Preparation and characterization of PC/SBR heterogeneous cation exchange membrane filled with carbon nano-tubes

Polycarbonate (PC)/styrene–butadiene–rubber (SBR) blend heterogeneous cation exchange membranes were prepared by solution casting technique using tetrahydrofuran as solvent and cation exchange resin powder as functional groups agent. Multi-walled carbon nano-tube (MWCNT) was selected as inorganic filler additive. The effect of additive loading on properties of prepared membranes was studied. Sonication was used to help in appropriate dispersion of particles in the membranes matrix. SOM images showed uniform particles distribution in the prepared membranes resulted from sonication. Moreover, images revealed that the membranes have relatively uniform surface. The increase of MWCNT's concentration in the casting solution led to membrane water content improvement, although it decreased the ion exchange capacity. The ion permeability and flux, electrical conductivity and current efficiency of the prepared membranes all were decreased initially by increase of additive concentration up to 2 wt% and then they showed the increasing trend with higher increase in additive concentration from 2 to 8 wt%. Conversely, the membrane potential, permselectivity, transport number, energy consumption and mechanical strength of membranes showed opposite trends. Moreover, with more additive loading, the membrane oxidative stability was slightly decreased but its thermal stability was increased. The membrane with 8 wt% MWCNTs loading exhibited higher efficiency and suitable electrochemical properties in comparison with other prepared membranes in this research while its mechanical strength was lower than others.

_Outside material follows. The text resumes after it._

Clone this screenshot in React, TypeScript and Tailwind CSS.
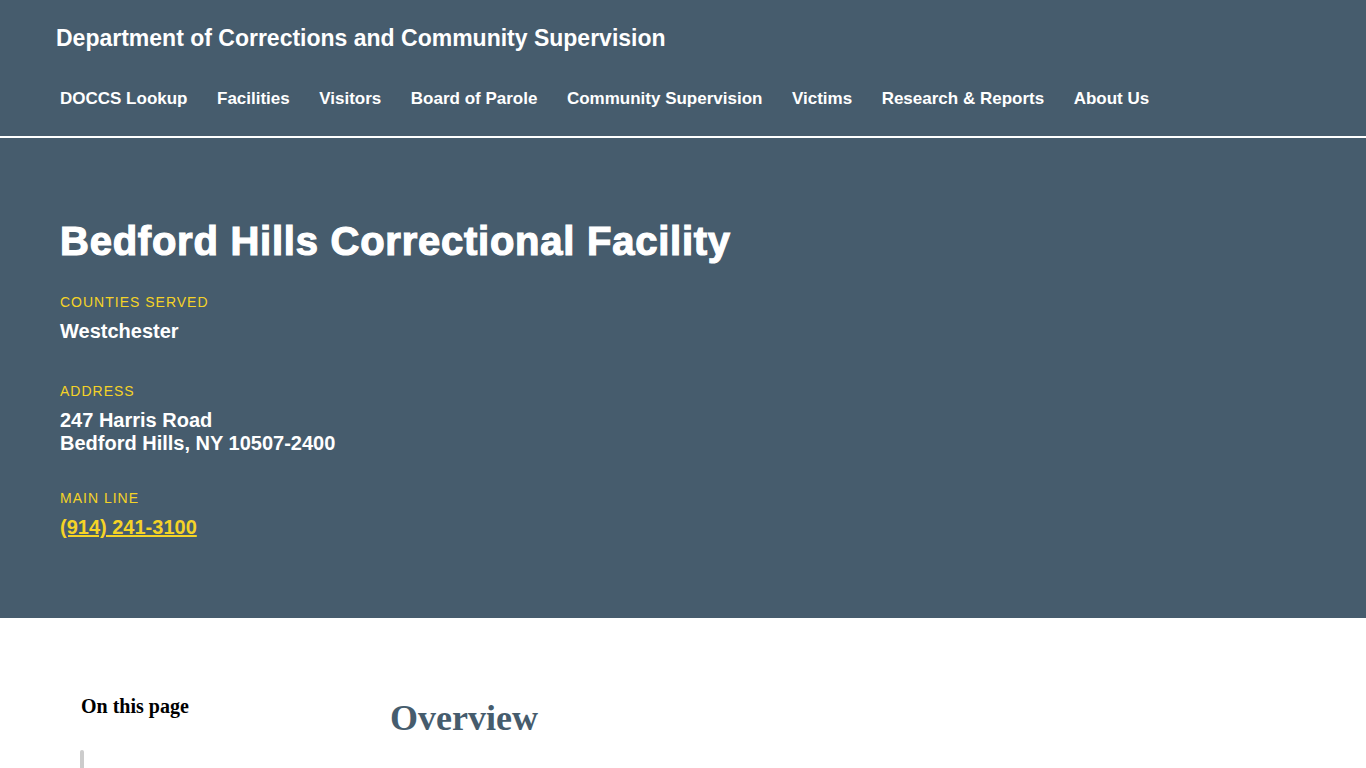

Research highlightsThe incorporation of carbon nano-tubes into ion exchange membranes was utilized to enhance the mechanical, thermal and chemical stabilities of polymer matrixes at high temperature and strongly oxidizing environment. Moreover, the ultrasonic method was employed in membrane fabrication to achieve better homogeneity and uniform dispersion and distribution of particles in the membrane matrix and to obtain the balance between electrochemical properties and mechanical integrity. Excessive homogeneity and uniform distribution of resin particles, i.e. functional groups on the membrane surface and in the bulk of membrane matrix provide superior conducting regions for the membrane and improve their electrochemical properties.